This work addresses the challenge that adaptive managers (AMs) generated by large language models (LLMs) for context-aware systems (CAS) often fail to meet precise functional behavior requirements. To overcome this limitation, the paper proposes a novel approach that integrates formal verification with iterative LLM-based code generation. The key innovation lies in the introduction of Fine-grained Temporal Constraint Logic (FCL), which is embedded into a “vibe coding” feedback loop to guide the LLM toward producing code compliant with dynamic behavioral specifications. By combining path coverage testing with state trajectory validation, the method efficiently generates functionally correct AMs within just a few iterations, as demonstrated in two CAS case studies. This significantly enhances the correctness and reliability of the generated code while maintaining alignment with rigorous formal constraints.

In CAS adaptation, a challenge is to define the dynamic architecture of the system and changes in its behavior. Implementation-wise, this is projected into an adaptation mechanism, typically realized as an Adaptation Manager (AM).
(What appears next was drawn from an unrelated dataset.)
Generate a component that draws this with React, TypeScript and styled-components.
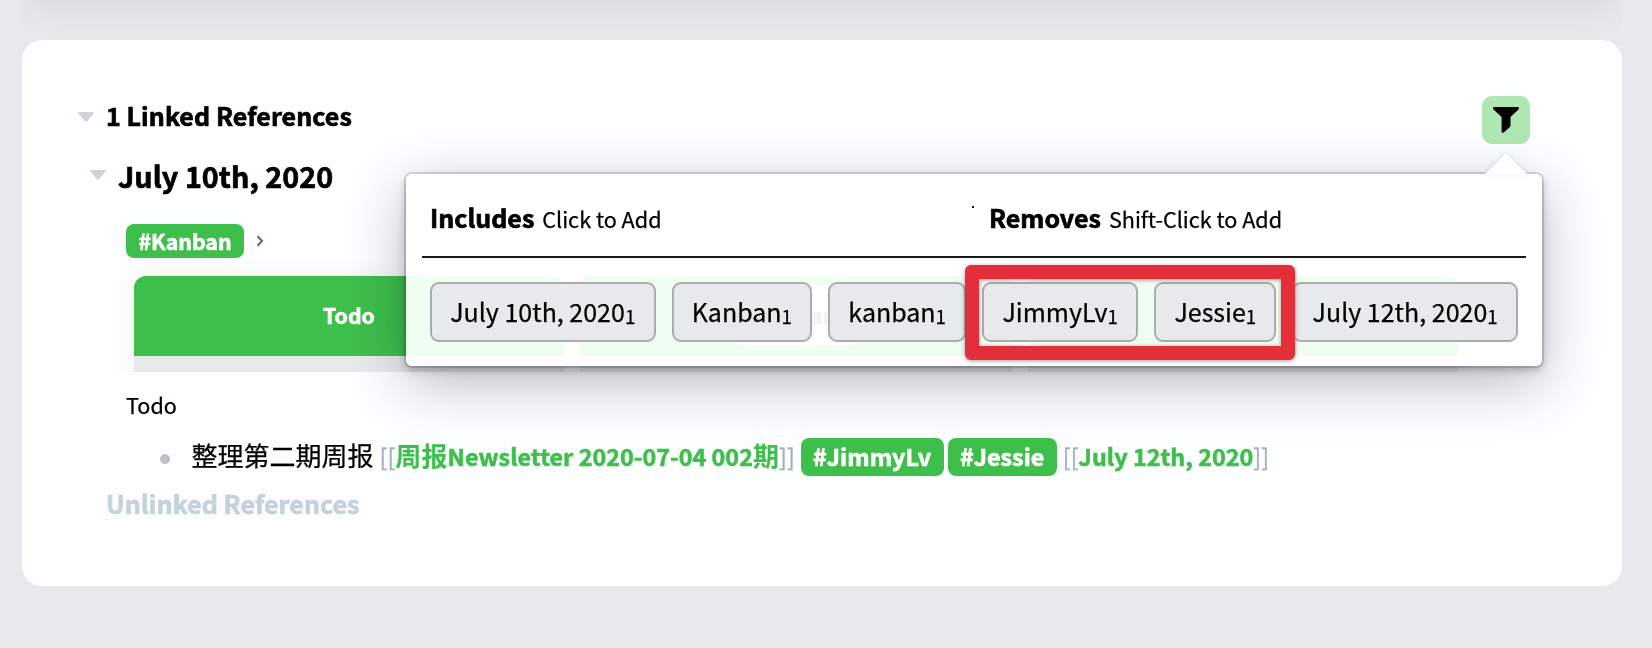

With the advances of generative LLMs, generating AM code based on system specification and desired AM behavior (partially in natural language) is a tempting opportunity. The recent introduction of vibe coding suggests a way to target the problem of the correctness of generated code by iterative testing and vibe coding feedback loops instead of direct code inspection. In this paper, we show that generating an AM via vibe coding feedback loops is a viable option when the verification of the generated AM is based on a very precise formulation of the functional requirements. We specify these as constraints in a novel temporal logic FCL that allows us to express the behavior of traces with much finer granularity than classical LTL enables. Furthermore, we show that by combining the adaptation and vibe coding feedback loops where the FCL constraints are evaluated for the current system state, we achieved good results in the experiments with generating AMs for two example systems from the CAS domain. Typically, just a few feedback loop iterations were necessary, each feeding the LLM with reports describing detailed violations of the constraints. This AM testing was combined with high run path coverage achieved by different initial settings.